Beloved Mabern (83) has since died, but O’Neil (63, looking much older due to the ‘School of Hard Knocks’ he attended in life) is enjoying a well-deserved come-back career. We meet so many jazz oldsters this week; to shake the hand of folks who shook the hand of say, Miles, or Trane, is to swirl pretty much in a luminescent, privileged bubble. That magic happens again, in spades, at another event of note this week: we’re going to visit the Rudy Van Gelder Recording Studio! It’s the renowned place in New Jersey, its list of famous players 3-feet-long, where most of Blue Note, Verve and Prestige records were recorded. Sound engineer Rudy Van Gelder was much sought after for the fine, warm sound he created for jazz albums; his studio was booked solid year-round from the ‘fifties onward. Also, it was well known that Rudy was extremely secretive when it came to his recording techniques. Nobody set foot in his studio or came near his consoles: with him around, our visit would have never happened. But he died in 2016 at age 91, directing Maureen Sickler, his long-time assistant sound engineer to take over the business with her husband Don. Still, how Cory finagled this visit, we don’t know; I think he was pretty proud of it himself. We’re likely the first ‘public’ to see the insides of this sacred place . . . You’ve entered the Shrine of the Jazz Religion, no doubt about it: the architecture reflects it. Designed in ’59 by David Henken, a protégé of Frank Lloyd Wright, the interior consists of cinder-block walls topped by a striking all-cedar chapel-like dome. You see three individually enclosed, wooden glassed-in rooms on the peripheries of the main space where the various instruments can be recorded separately, if needed. Is that the very Steinway Monk played on, standing there? Gasp. You there, genuflect, now.

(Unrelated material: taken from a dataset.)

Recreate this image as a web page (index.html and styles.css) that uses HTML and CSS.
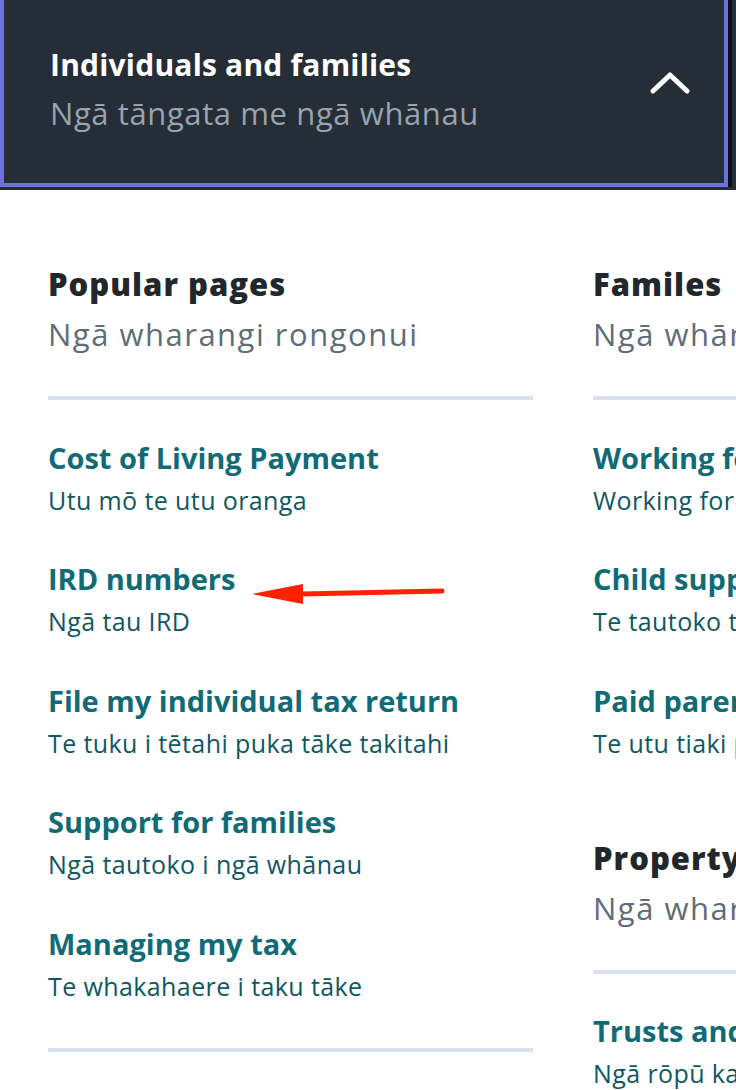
FILE: index.html
```html
<!DOCTYPE html>
<html>
  <head>
    <title>Individuals and families</title>
    <meta charset="utf-8" />
    <link rel="stylesheet" href="styles.css">
  </head>
  <body>
    <div class="topbar">
      <button class="toggle" type="button">
        <span class="toggle-text">
          <span class="toggle-title">Individuals and families</span>
          <span class="toggle-sub">Ngā tāngata me ngā whānau</span>
        </span>
        <svg class="chevron" width="40" height="24" viewBox="0 0 40 24">
          <path d="M3 20 L20 4 L37 20" fill="none" stroke="#fff" stroke-width="5" stroke-linecap="round" stroke-linejoin="round"/>
        </svg>
      </button>
    </div>

    <div class="menu">
      <!-- left column -->
      <div class="col">
        <div class="section">
          <h2>Popular pages</h2>
          <p class="section-sub">Ngā wharangi rongonui</p>
          <ul class="links">
            <li><a href="#">Cost of Living Payment</a><span>Utu mō te utu oranga</span></li>
            <li class="marked"><a href="#">IRD numbers</a><span>Ngā tau IRD</span>
              <svg class="arrow" width="200" height="26" viewBox="0 0 200 26">
                <path d="M50 12 L190 9" stroke="#ff2200" stroke-width="5" stroke-linecap="round"/>
                <path d="M0 12 L51 2 L51 22 Z" fill="#ff2200"/>
              </svg>
            </li>
            <li><a href="#">File my individual tax return</a><span>Te tuku i tētahi puka tāke takitahi</span></li>
            <li><a href="#">Support for families</a><span>Ngā tautoko i ngā whānau</span></li>
            <li><a href="#">Managing my tax</a><span>Te whakahaere i taku tāke</span></li>
          </ul>
          <div class="rule"></div>
        </div>
      </div>

      <!-- right column -->
      <div class="col">
        <div class="section">
          <h2>Familes</h2>
          <p class="section-sub">Ngā whānau</p>
          <ul class="links">
            <li><a href="#">Working for Families</a><span>Working for Families</span></li>
            <li><a href="#">Child support</a><span>Te tautoko tamariki</span></li>
            <li><a href="#">Paid parental leave</a><span>Te utu tiaki pēpi</span></li>
          </ul>
        </div>
        <div class="section next">
          <h2>Property</h2>
          <p class="section-sub">Ngā whare me ngā whenua</p>
          <ul class="links">
            <li><a href="#">Trusts and estates</a><span>Ngā rōpū kaitiaki</span></li>
          </ul>
        </div>
      </div>
    </div>
  </body>
</html>
```

FILE: styles.css
```css
body {
  margin: 0;
  overflow: hidden;
  background: #fff;
  font-family: "Open Sans", "Liberation Sans", sans-serif;
}
.topbar {
  background: #252d36;
  height: 190px;
  display: flex;
}
.toggle {
  width: 728px;
  height: 187px;
  box-sizing: border-box;
  border: 4px solid #6c71df;
  border-top: none;
  background: #252d36;
  box-shadow: 4px 0 0 #0e1114;
  display: flex;
  align-items: center;
  justify-content: space-between;
  padding: 0 34px 0 46px;
  font-family: inherit;
  text-align: left;
}
.toggle-text {
  display: flex;
  flex-direction: column;
  margin-top: -6px;
}
.toggle-title {
  color: #fff;
  font-size: 30px;
  font-weight: 700;
  line-height: 48px;
  letter-spacing: 0.2px;
}
.toggle-sub {
  color: #97a3b0;
  font-size: 31px;
  line-height: 48px;
  letter-spacing: 0.6px;
}
.chevron {
  margin-top: -18px;
}

.menu {
  display: flex;
  gap: 60px;
  padding: 69px 0 0 48px;
}
.col {
  width: 485px;
  flex-shrink: 0;
}
.section h2 {
  margin: 0;
  font-size: 31px;
  font-weight: 800;
  line-height: 50px;
  color: #22272b;
  letter-spacing: 1px;
}
.section-sub {
  margin: 0;
  font-size: 31px;
  line-height: 50px;
  color: #5f6d79;
  padding-bottom: 37px;
  border-bottom: 4px solid #d9e2eb;
  white-space: nowrap;
  letter-spacing: 1.5px;
}
.section.next {
  margin-top: 68px;
}
.links {
  list-style: none;
  margin: 0;
  padding: 0;
}
.links li {
  margin-top: 35.5px;
  position: relative;
}
.links a {
  display: block;
  font-size: 29px;
  font-weight: 700;
  line-height: 43px;
  color: #116b76;
  text-decoration: none;
  white-space: nowrap;
}
.links span {
  display: block;
  font-size: 25px;
  line-height: 43px;
  color: #0f5861;
  white-space: nowrap;
  letter-spacing: 0.4px;
}
.rule {
  margin-top: 40px;
  border-top: 4px solid #d9e2eb;
}
.arrow {
  position: absolute;
  left: 204px;
  top: 25px;
}
```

Don Sickler proudly shows us an amazing collection of historical album covers of the studio’s recordings – we oh and ah over it at length while a live recording session with the Ben Paterson Trio has yet to begin. With us are two other remarkable guests: Zev Feldman, known as the ‘archival music producer’ or ‘Jazz Detective’ of Resonance and Blue Note Records, and an interesting guy from Tokyo, Yasuhiro ‘Fuji’ Fujioka, the walking encyclopedia of ‘things Coltrane.’ Talking about direct links to the past of jazz, today!
We’re given some ‘time off’ during the day to do other things in the city. One afternoon, on a lark while walking by on 45th, I get in line for a theatre ticket, seeing the matinee starts in ten minutes. But it doesn’t work that way of course, not in New York, and not with Glenda Jackson in Albee’s ‘Three Tall Women.’ MAD (well, not really): it’s the Museum of Arts and Design where I land next. ‘La Frontera,’ an exhibit about encounters along the border, has various jewelers and craftspeople do conceptual work on ‘the wall’ and illegal immigration, poverty and the American economy. Another exhibit here tells the story of the so-called ‘Green Book,’ the guide on ‘Driving while Black’ that people used during Jim Crow days to be safe or get service on the road. The two shows provide a wallop of American political and social history. Pondering stories like these is a confusing, humbling experience because it makes you realize you’re being hosted in a foreign country with strange and completely incomprehensible policies that don’t apply to you, even more so when you’re spending a week in the company of graceful, interesting and largely Black musicians and fellow-audience members. News stories remind us that here, old attitudes are still very much alive if you happen to go around ‘being Black,’ or Latino, whether you’re a gifted jazz musician or not.
Another interesting space in Manhattan where we attend a studio recording with the Joe Magnarelli Quartet, is the Dimenna Centre for Classical Music, a huge facility with multiple floors of practice and recording rooms. We eat an ample lunch here, we keep dead-quiet while listening to great music being recorded, we learn how it’s done with its many tries and small changes, we chat with the musicians afterward. How good does an afternoon in NYC get?

Because our hotel is nearby, the two beloved, intimate Greenwich Village jazz clubs owned by Spike Wilner, Smalls and Mezzrow, are ‘home’ to us; some of us pop in regularly. Spike is a good pianist himself, we hear him play with Joe Magnarelli on trumpet. We hear Emmet Cohen. Harold Mabern, again. We listen to Sullivan Fortner, and Jeb Patton. It’s truly an embarrassment of riches, this whole week. How do you do it, Cory? How do you put all this together? Thank you again, it was truly fantastic!

I’ve never had a bad time in that storied architectural hive of Art and Music, New York City. I like its straight-shooting, eccentric people, willing to laugh, meeting life’s absurdities with witty retort. They’ll even buy you, the stranger, a drink. Try that in Vancouver. Won’t happen. Vancouver is way too cool for that.
what a delightful adventure, you are blessed; and you’ve taken us there in words and your drawings. Well done!
Thank you again for the escape with your adventures.
Those are beautiful drawings, Mariken! I didn’t know that Cory Weeds was doing those tours. It must have been fantastic indeed!